Walk-through testing

This is a step-by-step review of the established plan, in which the disaster recovery team and relevant stakeholders walk through each plan component. This process ensures a unified approach among everyone involved, and provides an opportunity to identify gaps, weaknesses, or overlooked details that might present roadblocks during execution.

Simulation testing

As the name suggests, simulation testing involves role-playing the disaster recovery plan within a pre-established disaster scenario. Its primary goal is to mimic a real-world disaster as closely as possible without disrupting regular business operations.

Effective simulation testing should incorporate all possible physical and digital operations, movements, and communication in the disaster recovery plan. This helps us ensure the efficacy of our checklists and walk-throughs and test the availability and usability of any documentation or information that we would need to access during a disaster.

Parallel testing

In parallel testing, we build and use recovery systems identical to production systems, running them in parallel with the production environment. We then test the recovery systems with real-world production data and equipment while the primary systems still carry the full production workload. This testing mode gives deeper insight into any changes we may need to make in our backup systems to support proper disaster response and recovery.

Full-interruption testing

Finally, there is full interruption testing. This is the most disruptive test wherein we use our real production data and equipment to respond to a fabricated disaster. Full-interruption testing tends to be time-consuming and causes severe disruptions in day-to-day business operations. Therefore, full-interruption testing should be done only after all of the testing methods described above have been thoroughly examined and implemented.

7 Best practices for disaster recovery testing

The value of disaster recovery testing is in its feedback, which enables us to amend our plans to meet our recovery objectives best. It gives us the confidence that our disaster recovery plans can guarantee the restoration of operations during or after a disaster.

However, we won’t achieve considerable confidence without taking a comprehensive approach through each testing component. So let’s look at some best practices for disaster recovery testing to ensure that we’ve covered all the bases.

1. Test many scenarios

There are many scenarios to consider in a disaster recovery plan. Therefore, it is vital to test as many different disaster scenarios as possible. These can include equipment failures, malware/ransom attacks, costly human error, natural disasters, or loss of staff/personnel.

2. Test regularly

IT systems are dynamic. A single successful test does not guarantee a subsequent one. Therefore, it is crucial to perform disaster recovery testing regularly to keep pace with system updates and evolution.

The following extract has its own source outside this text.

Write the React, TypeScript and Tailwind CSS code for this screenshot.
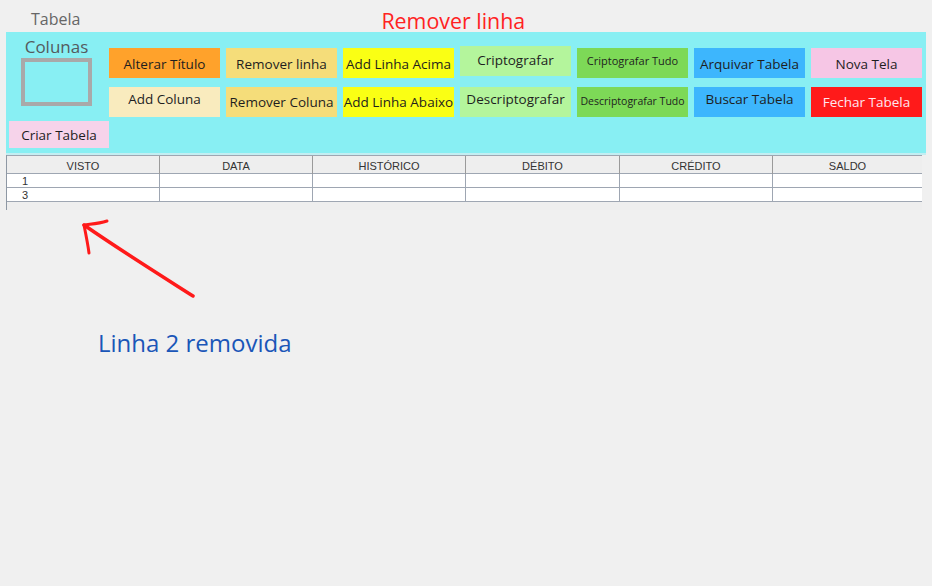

Testing frequency will differ for each organization, depending on business requirements, customers’ needs, and the organization’s time and resources. An example schedule may include smaller tests that we can run throughout the year and a comprehensive test that we perform once or twice annually. Defining and enforcing a testing schedule that remains consistent with our business needs is also essential.

3. Document everything

Document everything about the tests — from the initial plan to the methodology used to the detailed test results. These records should include successes, failures, timestamps, and impromptu changes made during testing. Additionally, we should detail what we did correctly and where we fell short as a reference for future tests.

We can use this data to assess and improve the robustness of the disaster recovery process. Moreover, these reports can help to ensure that new staff members involved in disaster recovery can access a detailed timeline of how procedures change or evolve.

4. Keep everyone updated

We must ensure that all staff and stakeholders thoroughly understand the processes. They should be kept aware of any changes affecting the disaster recovery plan, including changes to the testing processes, and receive all updated reports and documentation related to the plan.

5. Define metrics

Without disaster recovery metrics, we cannot accurately judge our plans’ successes or failures. Defining these metrics helps us to formulate tangible goals for different areas of our business, ensuring an accurate picture of how each operation weathers the disaster.

While each organization will need varying metrics, there are two principal goals we should include. The recovery time objective (RTO) is the allowable time that a service can remain offline. The recovery point objective (RPO) determines how frequently we should back up our systems to prevent data loss. To establish this metric, we can evaluate how outdated data can be before recovering it becomes too costly or resource-intensive.

6. Evaluate the results

Finally, we need to conduct a risk assessment based on the results of our testing. Disaster recovery testing reveals risk factors in our recovery plan that threaten the functioning or reputation of our business. Moreover, risk assessment is an opportunity to analyze and evaluate uncovered risks to formulate a mitigation plan.

7. Test your disaster recovery plan

While creating a disaster recovery plan is critical, its usefulness is meaningless if we don’t test its merit. A disaster recovery plan ensures that an organization remains afloat during or after a disaster, and this plan can’t remain static. Performing frequent, well-documented testing helps us identify gaps in our disaster recovery plan so we can adapt and refine it before disaster strikes.

Maintaining an effective disaster recovery plan hinges on how thorough the plan is. It’s vital to test regularly to ensure that our plan evolves with any changes within the business. Think of testing not as a one-time event but as a cycle: test, update, and retest. The more we test our disaster recovery plan, the more we know that it will be reliable and effective long-term.